Statement of Being by Julia Schönstädt is a series of portraits and interviews with prisoners in Germany. According to Fotografia Magazine — which is running a series of six portraits currently — Schönstädt’s aim is “to dispel the stigma of the criminal and simply make the subject human.”

Schönstädt has worked with subjects of different age, gender, race and criminal prosecution. Some are sympathetic characters, others less so. Three women in their fifties are  addicted to drugs; two see it as a problem, the other not. Harry is only 23 and doesn’t really seem to care if he goes back to prison or not. Then there’s the older guys who seem to be reforming themselves or aging out the game.

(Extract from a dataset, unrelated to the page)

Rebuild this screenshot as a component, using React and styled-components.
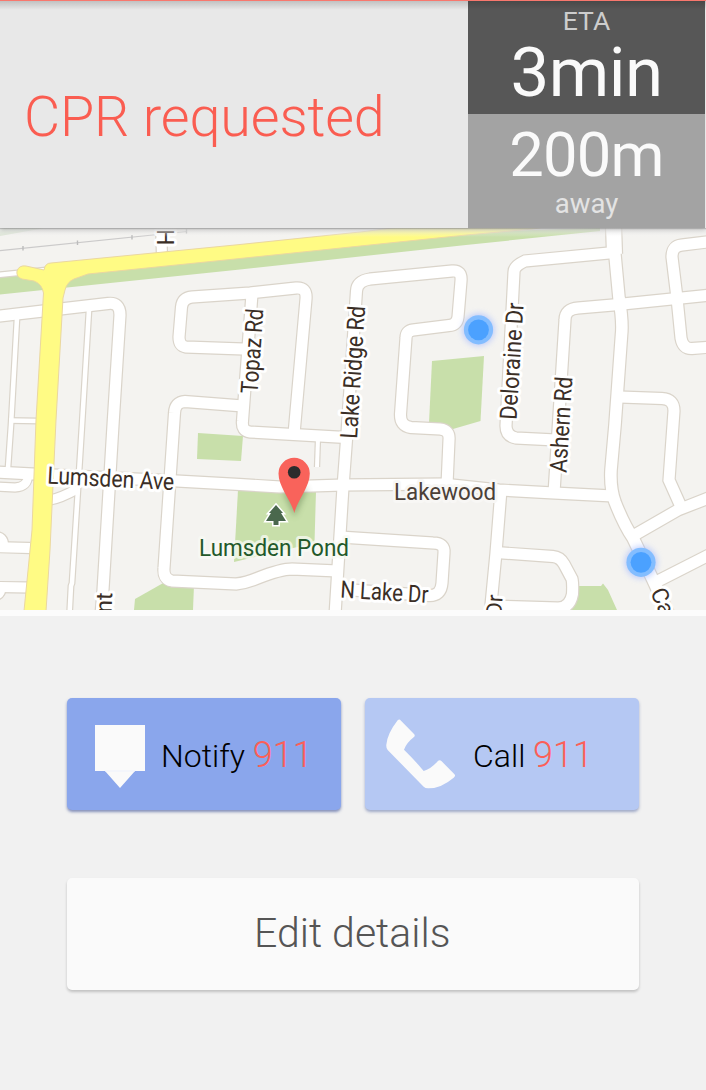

Most of the statements are insightful and honest. For example, when asked if prison helps people, Claudia (above) weighs her owns needs against those of others. There was positives for Claudia in the mere fact she was forced to come off drugs, but she accepts without that small mercy, prison is roundly a tough, tough place for most:

I know that I was in a personal situation where prison gave me space to breathe at first. If I would be torn out of my normal life now, and that can happen to anyone, that they get falsely accused, I would probably find that very traumatic. You are very helpless. You have very few possibilities to influence or shape things. You are completely dependent on the good will and concession of the officers. And part of it is also always luck, depending on what kind of people you will be put together with, and the groups that form. I think for a person who isn’t in an emergency situation as I was in, this is very dark.”

In every case, Schönstädt does a good job of revealing the interviewee. I suspect the excerpts are taken from longer conversations allowing Schönstädt to focus on the meat of the message. It’s a well-made project. But I am not without criticisms.

Schönstädt asks “Are You Ready To Listen?” but the query “Are You Ready To Look?” seems as appropriate.

Within in her presentation of both text and image, Schönstädt’s question seems to sideline the importance of the image . (This is not to say that we cannot conceive of a metaphor of “listening” to images, but for the purposes of my argument, I think it’s useful if think of listening as something related to written, read and spoken words.)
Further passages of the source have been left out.